Harry Hampton (March 21, 1889 – May 5, 1965) was a Scottish-American professional golfer. His best finish in a major championship was a tie for third place in the 1920 PGA Championship when he met Jock Hutchison (the eventual winner of the tournament) in a semi-final match and lost 4 and 3. He finished T7 in the 1927 U.S. Open and won seven tournaments during his professional playing career. Hampton was a good iron player and made 16 holes-in-one in his lifetime.

Early life
Hampton was born on March 21, 1889 in Montrose, Scotland. He emigrated to the United States in 1910.

Golf career
Hampton was described as a good ball striker, however his putting was adversely affected by poor vision in one eye. Hampton served as professional at a number of clubs in Massachusetts and was also posted at clubs in South Carolina, Virginia, Ohio, Michigan, Illinois, and Canada.

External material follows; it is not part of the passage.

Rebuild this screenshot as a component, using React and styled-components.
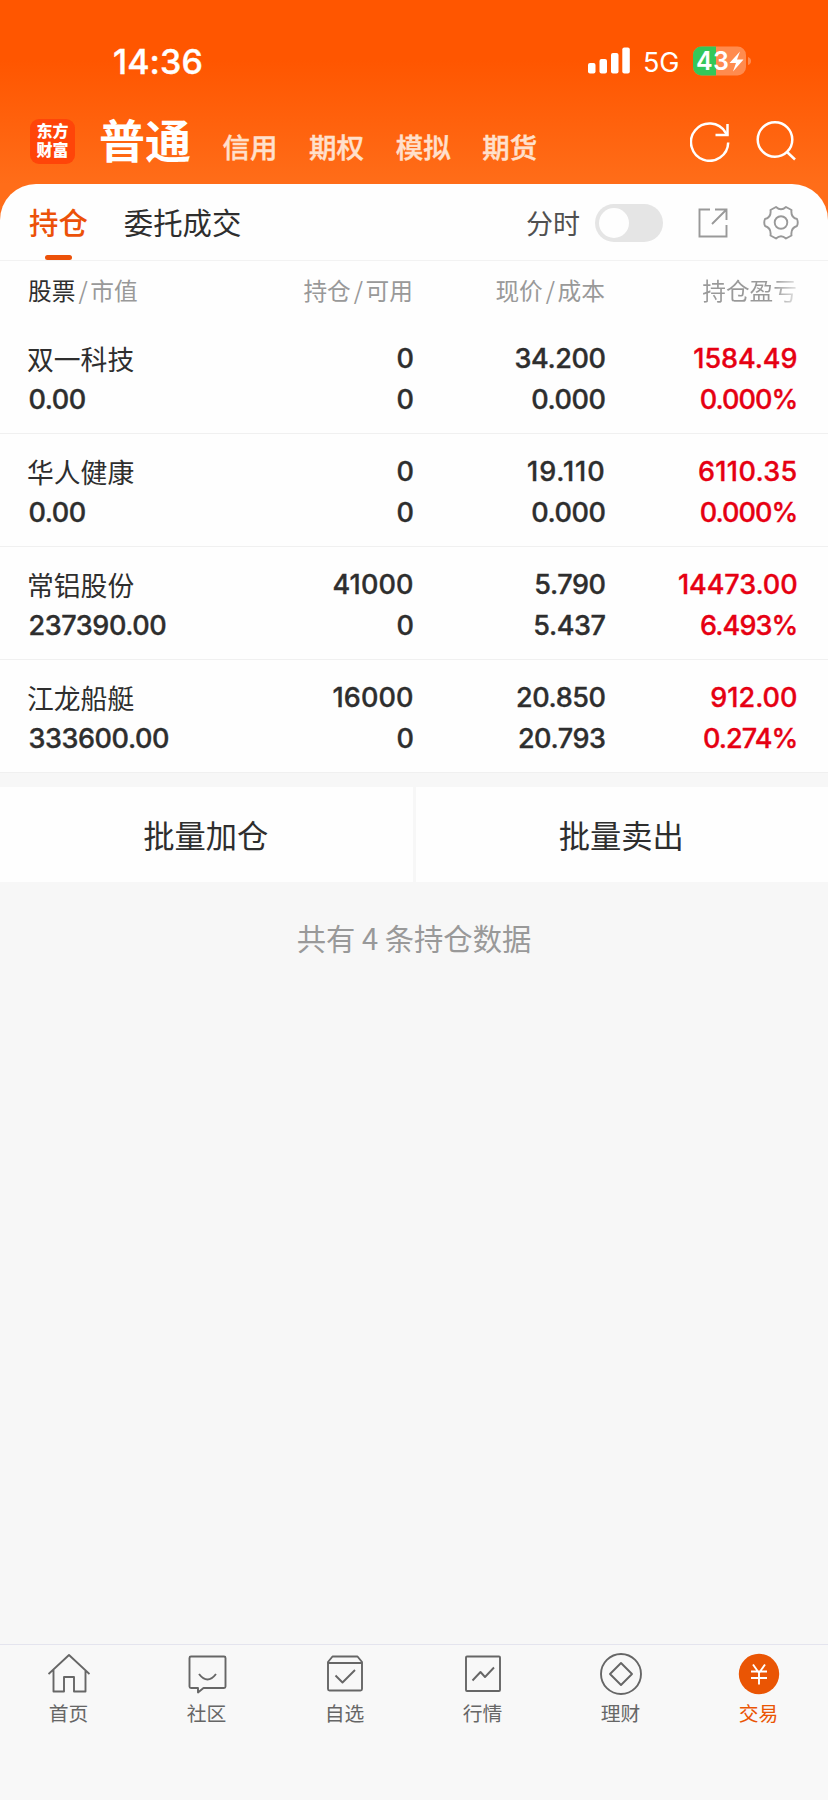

In May 1921, Hampton's eleven American teammates boarded the RMS Aquitania at New York and sailed to Southampton from where they traveled by train to Gleneagles at Perthshire, Scotland, where the forerunner to the Ryder Cup, the "International Challenge", would be played beginning on June 6, 1921. Hampton, even though he was selected for the team, for reasons unknown decided at the last moment that he would not make the trip. The likely reason was that he was not an American citizen. In order to become a team member it was required that all players be either U.S. born or naturalized American citizens. Hampton wasn't naturalized until 1955. The American team, captained by Emmett French, was taken to the woodshed for a 10½ to 4½ beating.

Personal
On November 10, 1911 he married Victoria Mary Harding (1887–1973) in Canada. He became a U.S. citizen in 1955.

Death
Hampton died in Santa Monica, California, on May 5, 1965.

Tournament wins (7)

PGA Tour wins (2)
1922 Pinehurst Amateur-Pro Best-Ball
1926 Southeastern PGA Championship

Other wins (5)
1911 Nova Scotia Open
Jacksonville Open
1923 Michigan Open
Miami Open
1930 Illinois PGA Senior Championship

Results in major championships

Note: Hampton never played in the Masters Tournament or The Open Championship.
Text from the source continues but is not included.